Both vehicles were designed for military use. The Jeep became one of the most effective weapons of World War 2, earning soldier’s respect. When they came home after the war, the demand for these capable vehicles rose to the point Jeep had to make them. The same thing happened with Hummer. Once designed for military use and especially prevalent during Desert Storm, people saw the Hummer H1’s capability and decided it would be fun to drive a tank that offered performance benefits such as wading through water up to 30 inches deep or handling a grade as steep as 60 percent.
Another appeal of the Hummer H1 rested in its appearance. It was simply a suburban tank. Those who could afford the vehicle enjoyed the status symbol it conveyed. It was the SUV equivalent of driving around in a luxury vehicle.

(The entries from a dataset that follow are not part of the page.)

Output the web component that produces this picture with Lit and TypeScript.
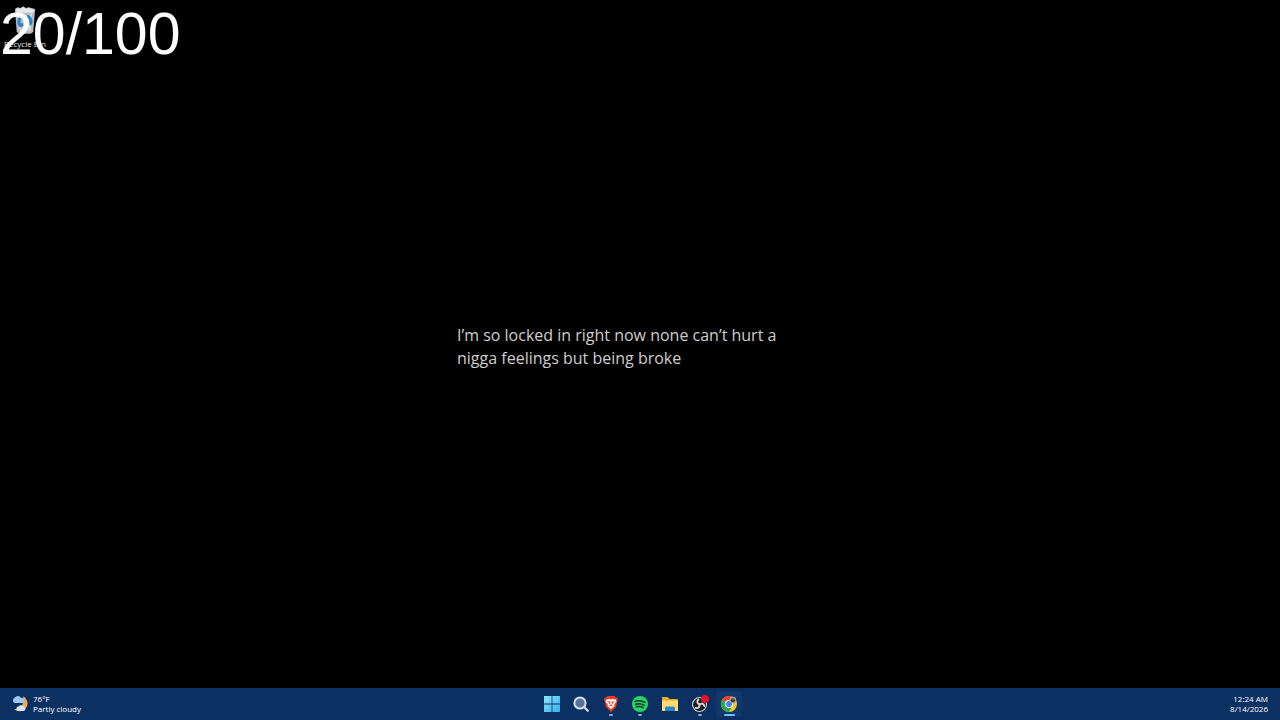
import { LitElement, html, css, svg } from "lit";
import { customElement } from "lit/decorators.js";

const bin = svg`<svg class="bin" viewBox="0 0 24 30">
  <path d="M1 3 4 1l3 1 3-2 3 2 3-1 3 1 4 1-2 25-3 2H6l-3-2Z" fill="#b9bdc2"/>
  <path d="M2 3l3-1 2 1 3-2 3 2 3-1 6 2-1 3H3Z" fill="#e4e8eb"/>
  <path d="M5 8l2 19M19 8l-2 19" stroke="#dfe4e9" stroke-width="1.5"/>
  <path d="M10 12c-5 0-6 6-3 9l3-1M14 11c4 1 6 6 3 9" fill="none" stroke="#2387d0" stroke-width="3.500"/>
</svg>`;

const weather = svg`<svg class="weather-icon" viewBox="0 0 18 18">
  <path d="M11 1a8 8 0 1 1-9 13c7 1 11-6 9-13Z" fill="#f3a64a"/>
  <path d="M2.500 8a3 3 0 0 1 .4-5.400A3.500 3.500 0 0 1 9 3 2.600 2.600 0 0 1 11 8Z" fill="#9cc8f2"/>
  <path d="M6 16a2.300 2.300 0 0 1 .5-4.500 3.300 3.300 0 0 1 5-.2A2.500 2.500 0 0 1 12 16Z" fill="#dbe6f3"/>
</svg>`;

const start = svg`<svg viewBox="0 0 18 18">
  <defs><linearGradient id="tile" x2="1" y2="1" gradientUnits="objectBoundingBox"><stop stop-color="#8be3fb"/><stop offset="1" stop-color="#35b1ee"/></linearGradient></defs>
  <path d="M1 1h7.600v7.600H1ZM9.400 1H17v7.600H9.400ZM1 9.400h7.600V17H1ZM9.400 9.400H17V17H9.400Z" fill="url(#tile)"/>
</svg>`;

const search = svg`<svg viewBox="0 0 18 18">
  <circle cx="8" cy="8" r="5.600" fill="#56739c" stroke="#d4dfec" stroke-width="2"/>
  <path d="m12.200 12.200 3.600 3.600" stroke="#d4dfec" stroke-width="2.200" stroke-linecap="round"/>
</svg>`;

const brave = svg`<svg viewBox="0 0 18 18">
  <path d="M5.500 1h7l1.400 1.500 1.700.2.400 2-.5 1-1.500 6.300L9 17l-5-5-1.500-6.300-.5-1 .4-2 1.700-.2Z" fill="#e83c26"/>
  <path d="M4.500 4.500 7 4l2 .6 2-.6 2.500.5 1 2-2.300 3 .2 1.500L9 14 5.600 11l.2-1.500-2.300-3Z" fill="#fff"/>
  <path d="m5.500 6.500 2.500.7-.6 2M12.500 6.500l-2.500.7.6 2M7.300 11 9 10l1.700 1" fill="none" stroke="#ee4329" stroke-width="1.100"/>
</svg>`;

const spotify = svg`<svg viewBox="0 0 18 18">
  <circle cx="9" cy="9" r="8" fill="#28d565"/>
  <path d="M4 6.400c3.500-1 7-.7 10.200 1M4.600 9.200c3-.8 6-.4 8.700 1.100M5.200 11.800c2.600-.6 4.900-.3 7 .9" fill="none" stroke="#103527" stroke-width="1.400" stroke-linecap="round"/>
</svg>`;

const folder = svg`<svg viewBox="0 0 18 18">
  <path d="M1 2h5.500L8.500 4H16a1 1 0 0 1 1 1v11H1Z" fill="#e9a92b"/>
  <path d="M1 5.500h16V16H1Z" fill="#ffdc72"/>
  <path d="M4 16v-3a1.500 1.500 0 0 1 1.500-1.500h7A1.500 1.500 0 0 1 14 13v3Z" fill="#2787c8"/>
</svg>`;

const obs = svg`<svg viewBox="0 0 18 18">
  <circle cx="8.500" cy="9.500" r="7" fill="#1c1d22" stroke="#c5c9d0" stroke-width="1.200"/>
  <g fill="none" stroke="#d4d6da" stroke-width="1.900" stroke-linecap="round">
    <path d="M7.400 4.500c-2 2-1 4.300 1 4.700"/>
    <path d="M7.400 4.500c-2 2-1 4.300 1 4.700" transform="rotate(120 8.500 9.500)"/>
    <path d="M7.400 4.500c-2 2-1 4.300 1 4.700" transform="rotate(240 8.500 9.500)"/>
  </g>
  <circle cx="14" cy="4" r="4" fill="#e0122b"/>
</svg>`;

const chrome = svg`<svg viewBox="0 0 18 18">
  <circle cx="9" cy="9" r="8" fill="#f8c92d"/>
  <path d="M9 9 2.070 5A8 8 0 0 1 15.930 5Z" fill="#e34133"/>
  <path d="M2.070 5A8 8 0 0 0 9 17l3.460-6L9 9Z" fill="#2da54f"/>
  <circle cx="9" cy="9" r="4" fill="#fff"/><circle cx="9" cy="9" r="3" fill="#3f83ed"/>
  <circle cx="12.800" cy="5.200" r="3.400" fill="#a9a49b"/>
  <path d="M10.500 5.500c.8-3 3.800-3 4.600 0l-1 1.800h-2.600Z" fill="#4b3b35"/>
</svg>`;

const apps = [
  { name: "Start", icon: start, state: "" },
  { name: "Search", icon: search, state: "" },
  { name: "Brave", icon: brave, state: "running" },
  { name: "Spotify", icon: spotify, state: "running" },
  { name: "File Explorer", icon: folder, state: "" },
  { name: "OBS Studio", icon: obs, state: "running" },
  { name: "Google Chrome", icon: chrome, state: "active" },
];

@customElement("task-bar")
class TaskBar extends LitElement {
  static styles = css`
    :host { display: grid; grid-template-columns: 1fr auto 1fr; height: 32px; background: #0d3063; color: #fff; font: 8px/10px "Open Sans", "Noto Sans", sans-serif; }
    button { border: 0; padding: 0; margin: 0; background: none; color: inherit; font: inherit; }
    .weather { justify-self: start; display: flex; align-items: center; gap: 3px; padding-left: 12px; text-align: left; }
    .weather-icon { width: 18px; height: 18px; }
    .line { display: block; }
    .apps { display: grid; grid-template-columns: repeat(7, 1fr); width: 207px; padding-left: 1px; }
    .app { position: relative; display: flex; align-items: center; justify-content: center; border-radius: 3px; }
    .app svg { width: 18px; height: 18px; }
    .app.active { background: #123769; margin: 3px 2px; }
    .app::after { position: absolute; height: 2px; border-radius: 1px; }
    .app.running::after { content: ""; bottom: 4px; width: 4px; background: #93a4bb; }
    .app.active::after { content: ""; bottom: 1px; width: 11px; background: #62c5f4; }
    .clock { justify-self: end; padding-right: 12px; text-align: right; }
  `;
  render() {
    return html`
      <button class="weather">${weather}<span><span class="line">76°F</span><span class="line">Partly cloudy</span></span></button>
      <nav class="apps">${apps.map((a) => html`<button class="app ${a.state}" aria-label=${a.name}>${a.icon}</button>`)}</nav>
      <button class="clock"><span class="line">12:24 AM</span><span class="line">8/14/2026</span></button>
    `;
  }
}

@customElement("app-root")
class AppRoot extends LitElement {
  static styles = css`
    :host { display: flex; flex-direction: column; height: 100vh; background: #000; overflow: hidden; }
    .desktop { position: relative; flex: 1; display: flex; align-items: center; justify-content: center; }
    .quote { margin: 0; width: 340px; padding: 6px 26px 0 0; color: #cecece; font: 16px/23px "Open Sans", "Noto Sans", sans-serif; }
    .shortcut { position: absolute; left: 0; top: 5px; width: 50px; border: 0; padding: 0; background: none; color: #e6e6e6; font: 8px/10px "Open Sans", sans-serif; display: flex; flex-direction: column; align-items: center; gap: 4px; }
    .bin { width: 22px; height: 30px; }
    .counter { position: absolute; left: 0; top: 0; color: #fff; font: 59px/68px "Liberation Sans", Arial, sans-serif; }
  `;
  render() {
    return html`
      <main class="desktop">
        <button class="shortcut">${bin}<span>Recycle Bin</span></button>
        <p class="quote">I’m so locked in right now none can’t hurt a nigga feelings but being broke</p>
        <div class="counter">20/100</div>
      </main>
      <task-bar></task-bar>
    `;
  }
}
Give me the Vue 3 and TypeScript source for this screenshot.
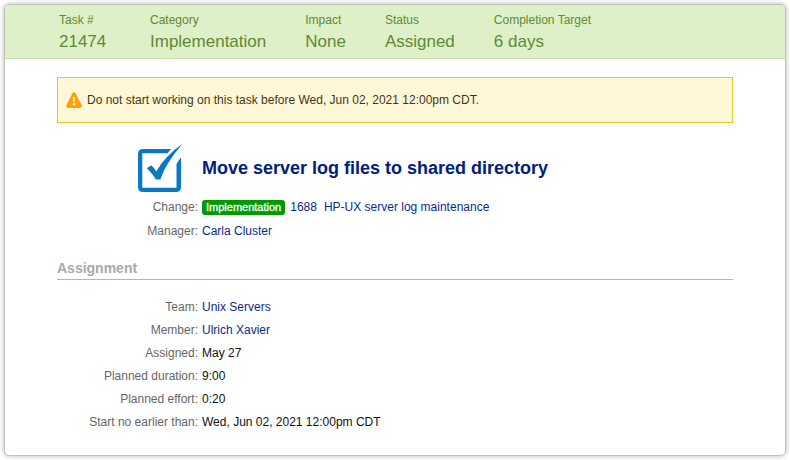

These factors, along with a huge celebrity endorsement from Arnold Schwarzenegger, set the stage for the successful launch of these vehicles. What made these vehicles successful in the beginning was the limited production allotment. To demonstrate, in the first year the Hummer became available for sale in the United States--1992--it sold only 316 units. Popularity began to increase as more people saw these road warriors and wanted to have one. The best sales years for the Hummer H1 were in the mid-90s through 2000. However, as gas prices started to spike, people became less enamored with the Hummer H1 due to its incredibly low fuel efficiency--most models earned less than 15 mpg. Therefore, with tighter emission standards and declining sales numbers, General Motors decided to stop making the Hummer line in 2006.
2006 Hummer H1 Alpha
In its last year of production, GM released what would be the most collectible version in the Hummer line, the Hummer H1 Alpha. This model featured revolutionary features made by GM such as its Duramax diesel engine, its five-speed Allison transmission, and a chassis frame made of high-strength steel. Together, these features made the Hummer H1 Alpha a stronger vehicle concerning off-road performance while also helping it achieve better fuel efficiency and a greater boost of power. The Hummer H1 Alpha is similar to the model being produced for the Chinese market in that it focused on delivering exceptional power. In addition, the price tag of the H1 Alpha ($150,975) mirrors closer to what Chinese owners will expect to pay for a new H1.
While it will be weird to see a vehicle that resembled American culture--for better or worse--marketed to Chinese owners, having production done in the United States is another manufacturing boon. If this vehicle takes off in China, it can signify more job stability for an industry and area that needs it.